If governments require age verification for its citizens to access content, verification should not be left to the companies — this should be a function of government. As citizens we are told to protect our IDs carefully, whether it be driver’s licences, passports, birth certificates or other sensitive documents that can confirm who we are. It’s a further giving-away of regulatory enforcement, which offloads a government function to a private entity that can possibly do anything they want without scrutiny or transparency.
Technology companies have already spent decades eroding any semblance of privacy by coercing us to give away our personal information and scraping every bit of personal information they can from our online activities and behaviour.
If a government is requiring age verification and governments issue verifiable ID, then they need to be directly involved in the verification process. It would be like setting speed limits on the highways and having the manufacturer of your car hand out speeding tickets while they scan your face and upload your driver’s licence and insurance to their systems. Enforcement is a core feature of any laws and a responsibility of government.
Verification for a law that governments expect citizens to follow falls under the same responsibility. If governments enact regulations that are enforced by companies, they erode government legitimacy by allowing for regulatory capture by the companies. That means once a private entity becomes responsible for what should be a government function, that company has the power that the government used to hold in carrying out that function. The privacy that was once important in issuing IDs and being the arbiter of identity has been given to the private sector.
The fix will require action beyond legislation to force tech companies to comply with lawful orders. Governments must get more directly integrated with technology to ensure regulatory compliance by allowing verification to take place through their respective government organizations.

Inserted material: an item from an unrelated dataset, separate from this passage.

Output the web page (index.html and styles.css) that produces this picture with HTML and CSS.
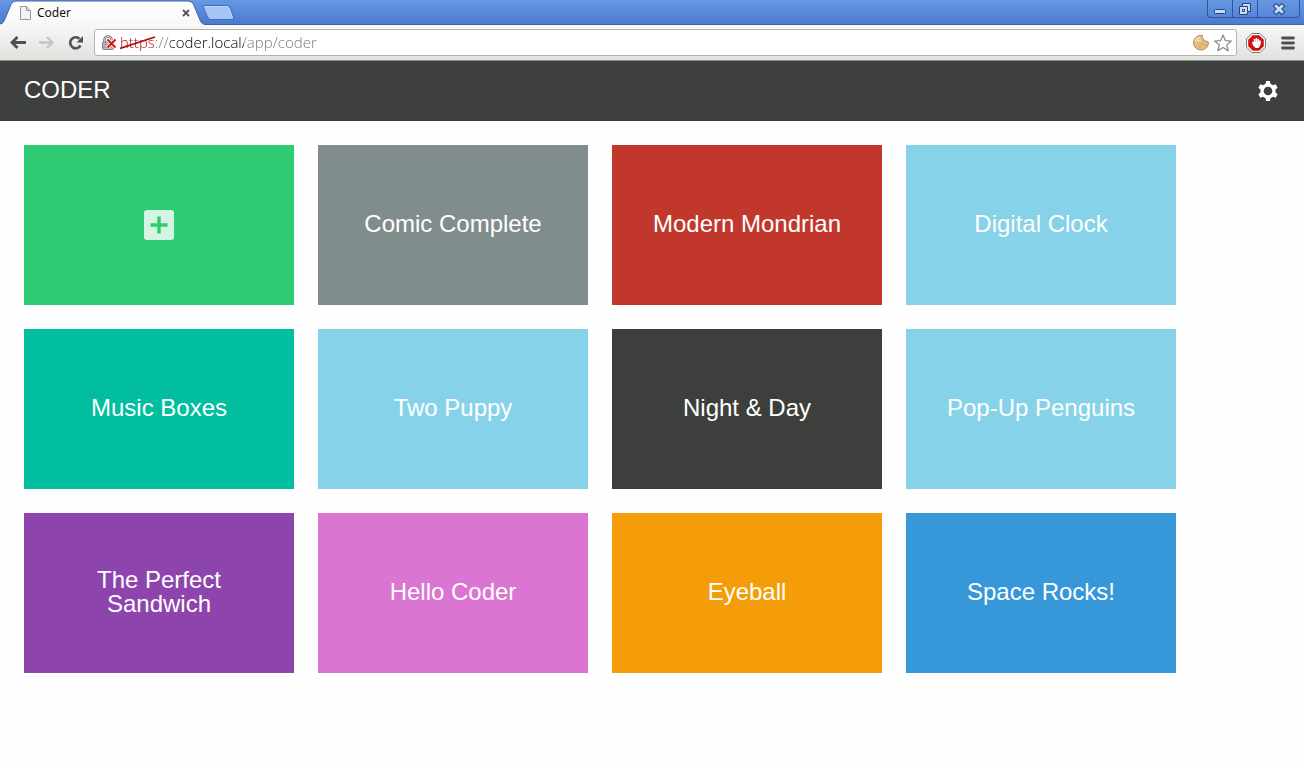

It is heartening to know that governments are realizing the importance of data sovereignty in protecting national interests and are actively seeking ways to build-out IT infrastructure. This will involve building data centres within sovereign borders to ensure data protection. But this same idea needs to extend to privacy sovereignty.
Privacy sovereignty involves taking back privacy as a government function for both individuals and governments and keeping sensitive information beyond the reach of private corporations. This will need to involve serious government IT enhancement to ensure that privacy remains in the power of citizens and compliance by technology companies to co-operate on a technological level to ensure lawful use.
This model could not only apply to ID verification, but also other legislation that needs technological compliance, and as is now, and in the future, that could be a large portion of legislation. As we move forward, laws and their implementation would move through the technological framework to be implemented with compliance as an automatic requirement, rather than governments chasing companies and stopping them from doing something they’ve already done that may be against the law.
Australia’s approach to banning social media will be a good bellwether to see if governments can take back control of their important functions, to enforce the laws and protect the values that they hold in reducing harm to their youth. Governments must do more to make sure that laws are enforced, especially in this technology age, which will mean meshing technology and the law.
The speed of technology has vastly outpaced the ability of laws to adapt and that has to change, otherwise technology companies will continue to exploit and erode sovereignty everywhere with the supranational control of regulatory authority. Because last time I checked I was not a citizen of TikTok, I am obligated to follow Canadian law, and so should all tech companies operating within our borders.
David Nutbean is a technology writer with a background in technology administration, management and education.